=== DIRECTIONS ===
In the material below, find every line with "this" and pull it out.

[AVAILABLE RECORDS start]

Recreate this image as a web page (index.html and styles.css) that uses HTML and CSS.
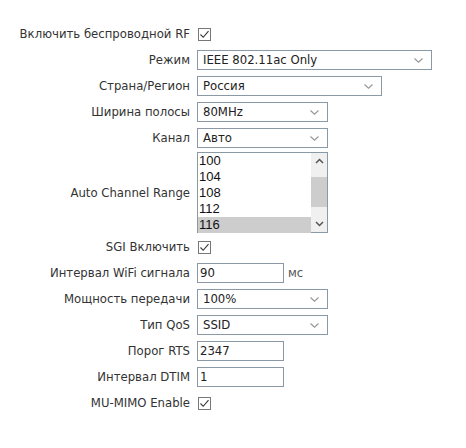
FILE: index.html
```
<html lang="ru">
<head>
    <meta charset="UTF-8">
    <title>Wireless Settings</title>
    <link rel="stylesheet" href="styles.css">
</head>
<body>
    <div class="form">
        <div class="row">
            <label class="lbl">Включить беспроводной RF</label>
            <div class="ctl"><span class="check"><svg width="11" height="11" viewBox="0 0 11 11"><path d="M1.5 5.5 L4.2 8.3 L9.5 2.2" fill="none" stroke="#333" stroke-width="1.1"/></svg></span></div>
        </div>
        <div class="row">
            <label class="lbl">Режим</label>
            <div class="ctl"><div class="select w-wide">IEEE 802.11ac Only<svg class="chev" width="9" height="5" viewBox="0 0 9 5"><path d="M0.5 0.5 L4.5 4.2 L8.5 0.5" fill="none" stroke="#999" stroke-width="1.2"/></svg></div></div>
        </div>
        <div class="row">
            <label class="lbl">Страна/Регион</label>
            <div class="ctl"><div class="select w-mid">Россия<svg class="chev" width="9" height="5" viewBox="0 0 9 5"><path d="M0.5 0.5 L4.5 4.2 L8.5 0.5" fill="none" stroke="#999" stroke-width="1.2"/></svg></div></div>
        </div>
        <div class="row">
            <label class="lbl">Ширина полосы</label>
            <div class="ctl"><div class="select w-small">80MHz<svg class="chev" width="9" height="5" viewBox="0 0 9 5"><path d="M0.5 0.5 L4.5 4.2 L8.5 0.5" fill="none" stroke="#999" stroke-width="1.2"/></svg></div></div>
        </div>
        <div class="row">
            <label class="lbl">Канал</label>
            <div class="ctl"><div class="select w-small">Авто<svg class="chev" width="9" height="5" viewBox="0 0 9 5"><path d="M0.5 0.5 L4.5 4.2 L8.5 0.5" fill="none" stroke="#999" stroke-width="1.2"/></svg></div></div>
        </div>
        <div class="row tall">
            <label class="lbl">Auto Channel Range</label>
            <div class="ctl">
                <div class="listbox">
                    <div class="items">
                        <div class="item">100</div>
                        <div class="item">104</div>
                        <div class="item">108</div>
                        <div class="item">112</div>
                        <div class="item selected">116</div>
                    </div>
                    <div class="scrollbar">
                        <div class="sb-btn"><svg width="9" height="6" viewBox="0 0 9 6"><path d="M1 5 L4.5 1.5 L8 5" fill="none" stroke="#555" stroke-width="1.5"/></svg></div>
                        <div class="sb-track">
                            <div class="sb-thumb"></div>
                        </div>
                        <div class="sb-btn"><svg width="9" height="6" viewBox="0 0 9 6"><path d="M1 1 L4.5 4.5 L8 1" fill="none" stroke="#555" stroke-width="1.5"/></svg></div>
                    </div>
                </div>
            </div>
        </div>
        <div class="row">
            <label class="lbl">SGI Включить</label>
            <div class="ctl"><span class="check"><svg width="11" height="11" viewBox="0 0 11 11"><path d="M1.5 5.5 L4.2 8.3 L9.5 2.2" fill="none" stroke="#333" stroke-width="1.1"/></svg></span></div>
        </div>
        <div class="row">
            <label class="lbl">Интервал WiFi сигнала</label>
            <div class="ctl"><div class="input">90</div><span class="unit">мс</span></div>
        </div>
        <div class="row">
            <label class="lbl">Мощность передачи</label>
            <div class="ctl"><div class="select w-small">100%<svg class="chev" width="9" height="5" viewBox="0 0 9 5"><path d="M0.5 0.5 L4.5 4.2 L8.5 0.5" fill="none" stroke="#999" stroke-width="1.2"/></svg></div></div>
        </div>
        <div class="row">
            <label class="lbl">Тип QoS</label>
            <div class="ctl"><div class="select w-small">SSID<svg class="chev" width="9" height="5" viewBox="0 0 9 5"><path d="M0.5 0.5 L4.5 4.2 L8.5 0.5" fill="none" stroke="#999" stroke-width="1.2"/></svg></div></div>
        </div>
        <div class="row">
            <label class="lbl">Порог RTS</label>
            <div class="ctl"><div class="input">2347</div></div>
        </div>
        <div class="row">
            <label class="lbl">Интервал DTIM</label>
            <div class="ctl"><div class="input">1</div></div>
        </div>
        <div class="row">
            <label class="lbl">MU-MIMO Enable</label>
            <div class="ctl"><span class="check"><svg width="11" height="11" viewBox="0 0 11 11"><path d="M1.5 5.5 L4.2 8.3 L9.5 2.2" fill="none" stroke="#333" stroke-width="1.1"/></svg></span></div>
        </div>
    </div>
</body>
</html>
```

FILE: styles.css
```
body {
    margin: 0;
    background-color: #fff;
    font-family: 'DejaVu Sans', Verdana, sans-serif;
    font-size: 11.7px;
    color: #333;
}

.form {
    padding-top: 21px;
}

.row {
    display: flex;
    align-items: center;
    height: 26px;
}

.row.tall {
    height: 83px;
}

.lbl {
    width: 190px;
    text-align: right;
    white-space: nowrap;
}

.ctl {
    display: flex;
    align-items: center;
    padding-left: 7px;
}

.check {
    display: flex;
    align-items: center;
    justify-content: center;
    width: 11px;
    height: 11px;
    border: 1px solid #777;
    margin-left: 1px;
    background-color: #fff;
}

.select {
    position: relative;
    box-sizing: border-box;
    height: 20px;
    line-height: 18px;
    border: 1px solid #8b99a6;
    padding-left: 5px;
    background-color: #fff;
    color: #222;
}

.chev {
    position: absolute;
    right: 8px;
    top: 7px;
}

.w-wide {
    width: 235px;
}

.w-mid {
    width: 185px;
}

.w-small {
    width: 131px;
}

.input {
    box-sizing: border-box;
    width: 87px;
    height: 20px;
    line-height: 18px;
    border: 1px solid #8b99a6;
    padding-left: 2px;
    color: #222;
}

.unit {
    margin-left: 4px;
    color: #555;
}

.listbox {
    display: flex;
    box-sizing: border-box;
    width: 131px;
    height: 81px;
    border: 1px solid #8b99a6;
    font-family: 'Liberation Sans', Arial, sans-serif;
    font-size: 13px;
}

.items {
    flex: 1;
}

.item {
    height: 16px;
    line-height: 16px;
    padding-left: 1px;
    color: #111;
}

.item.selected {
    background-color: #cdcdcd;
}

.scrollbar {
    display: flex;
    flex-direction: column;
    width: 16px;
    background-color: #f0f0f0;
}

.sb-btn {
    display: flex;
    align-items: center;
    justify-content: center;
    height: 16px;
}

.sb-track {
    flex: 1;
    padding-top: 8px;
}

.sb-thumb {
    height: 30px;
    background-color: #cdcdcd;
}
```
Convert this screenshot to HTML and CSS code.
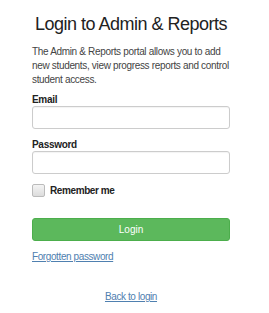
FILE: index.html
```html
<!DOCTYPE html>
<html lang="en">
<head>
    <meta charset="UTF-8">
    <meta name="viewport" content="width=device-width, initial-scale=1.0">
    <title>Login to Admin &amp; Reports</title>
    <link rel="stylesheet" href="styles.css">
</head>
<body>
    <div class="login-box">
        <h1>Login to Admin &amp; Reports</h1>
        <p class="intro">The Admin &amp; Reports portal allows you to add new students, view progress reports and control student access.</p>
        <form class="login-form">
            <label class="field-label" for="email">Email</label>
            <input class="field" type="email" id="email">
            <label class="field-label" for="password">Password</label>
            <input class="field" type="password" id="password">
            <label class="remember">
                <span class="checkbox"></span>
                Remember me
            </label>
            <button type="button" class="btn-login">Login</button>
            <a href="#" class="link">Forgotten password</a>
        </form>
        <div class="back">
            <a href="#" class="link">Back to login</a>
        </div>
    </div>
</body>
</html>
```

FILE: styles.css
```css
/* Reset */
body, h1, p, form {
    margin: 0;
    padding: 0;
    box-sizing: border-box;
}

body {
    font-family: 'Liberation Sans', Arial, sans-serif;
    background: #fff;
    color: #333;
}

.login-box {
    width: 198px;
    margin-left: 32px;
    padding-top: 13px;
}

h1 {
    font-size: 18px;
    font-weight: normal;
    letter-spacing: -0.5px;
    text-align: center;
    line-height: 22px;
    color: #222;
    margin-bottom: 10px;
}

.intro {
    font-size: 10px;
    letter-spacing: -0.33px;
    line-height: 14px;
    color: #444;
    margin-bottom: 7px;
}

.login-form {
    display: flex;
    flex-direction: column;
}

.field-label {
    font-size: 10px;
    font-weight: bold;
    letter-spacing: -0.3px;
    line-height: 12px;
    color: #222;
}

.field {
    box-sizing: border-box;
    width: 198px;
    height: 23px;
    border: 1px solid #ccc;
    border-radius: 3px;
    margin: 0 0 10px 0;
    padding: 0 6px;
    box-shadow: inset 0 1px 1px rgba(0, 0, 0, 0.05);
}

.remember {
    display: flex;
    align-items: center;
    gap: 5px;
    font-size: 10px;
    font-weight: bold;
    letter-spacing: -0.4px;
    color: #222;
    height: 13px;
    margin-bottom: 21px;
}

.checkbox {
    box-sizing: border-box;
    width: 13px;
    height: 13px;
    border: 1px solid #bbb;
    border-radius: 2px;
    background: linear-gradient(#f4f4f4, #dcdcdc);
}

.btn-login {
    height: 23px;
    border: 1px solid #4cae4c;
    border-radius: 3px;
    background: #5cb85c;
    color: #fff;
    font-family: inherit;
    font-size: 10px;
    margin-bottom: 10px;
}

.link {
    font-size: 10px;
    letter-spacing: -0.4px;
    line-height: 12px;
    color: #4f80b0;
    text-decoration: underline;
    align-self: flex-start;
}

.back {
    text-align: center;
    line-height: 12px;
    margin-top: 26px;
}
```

[AVAILABLE RECORDS end]

=== TASK OUTPUT ===
Recreate this image as a web page (index.html and styles.css) that uses HTML and CSS.
Convert this screenshot to HTML and CSS code.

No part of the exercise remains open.